Bieten Sie Lösungen an

Viel souveräner ist es, wenn Sie überlegen, was Sie tun können, um das Thema aus der Welt zu schaffen. Hierzu müssen Sie jedoch klar denken können. Schlagen Sie dieses Vorgehen Ihrem Chef vor: Treffen Sie eine Vereinbarung, wie Sie in Zukunft mit einer ähnlichen Situation umgehen wollen. Sie können auch um regelmässiges Feedback bitten. Ist der Zeitpunkt für ein Gespräch ungünstig, sagen Sie Ihrem Chef, dass Sie etwas Bedenkzeit brauchen, um auf seine Ausführungen einzugehen. Vereinbaren Sie einen Gesprächstermin zu einem realistischen Zeitpunkt – am besten am Folgetag. Schieben Sie das Gespräch nicht raus. Die Gemüter sollten sich beruhigen können, und Sie können sich bis dahin Gedanken zu möglichen Lösungsvorschlägen machen.

Antworten Sie mit „Ja-jedoch“ statt mit „Ja-aber“

Auch wenn die Kritikpunkte aus Ihrer Sicht trotz Nachfragen nicht nachvollziehbar sind, hat die Sichtweise Ihres Vorgesetzten trotzdem Berechtigung – genau wie Ihre Sichtweise. Mit der „ja-jedoch-Technik“ zeigen Sie Ihrem Vorgesetzten, dass sie ihn respektieren und versuchen zu verstehen. Verstehen heisst jedoch nicht, mit dem Gesagten einverstanden zu sein. 
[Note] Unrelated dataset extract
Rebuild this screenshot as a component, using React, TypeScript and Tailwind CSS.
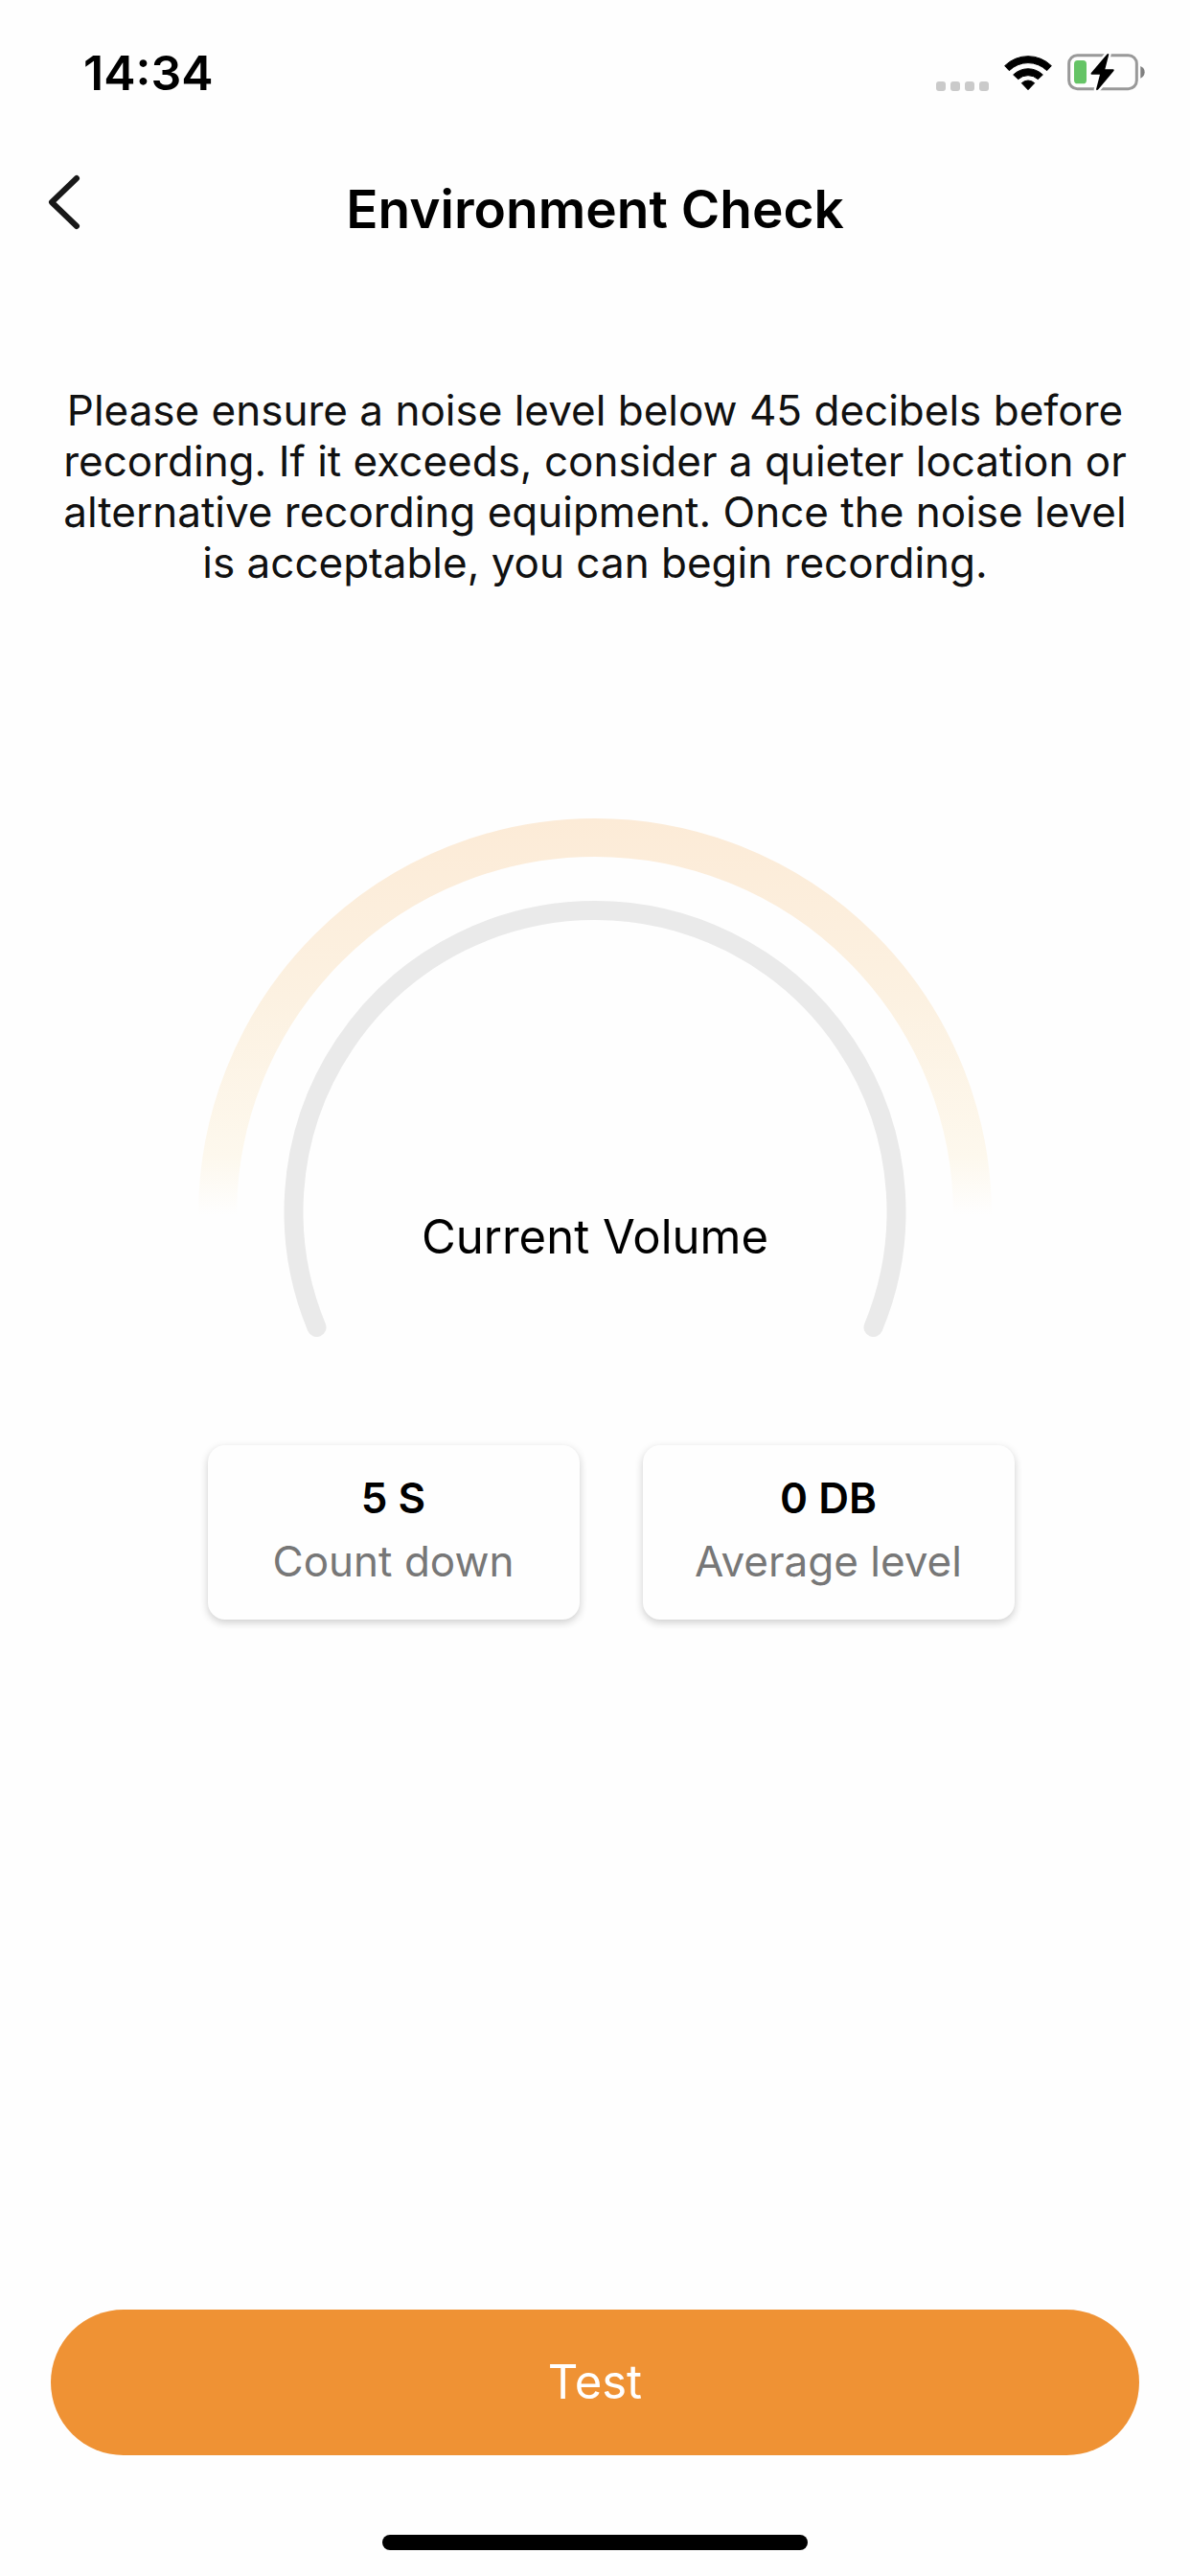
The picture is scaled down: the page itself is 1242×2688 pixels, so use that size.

Hierbei geht man folgendermassen vor: Sie bestätigen seine Sicht mit einem „Ja“ und bauen dann mit dem Wort „jedoch“ eine Brücke zu Ihrer Sichtweise der Situation oder des Sachverhalts. Anschliessend erläutern Sie Ihren Standpunkt. Hier ein paar Beispiele:

  • „Ja, ich respektiere, dass Sie die Situation so wahrnehmen. Jedoch würde ich Ihnen nun gerne meine Sichtweise erläutern. Ich bin überzeugt, dann finden wir sicherlich die Ursache...“
  • „Ja, Sie haben sicherlich Ihre Gründe, die Situation so zu sehen. Jedoch Ihr Einwand ist nicht ganz gerechtfertigt. Dafür sprechen folgende Punkte...“

Vermeiden Sie statt dem Wort „jedoch“ das Wortaber“. Das Wort „aber“ klingt deutlich härter! Die Aussagen vor dem „aber“ werden verneint. Schlimmer noch, Ihr Gegenüber kann das Gefühl bekommen, Sie nehmen ihn nicht ernst oder versuchen das, was er sagt, ad absurdum zu führen. Es ist als würde ein Auto mit überhöhter Geschwindigkeit auf eine Kreuzung zufahren und die dortige Ampel plötzlich auf Rot umschalten. Es kann nur noch knallen.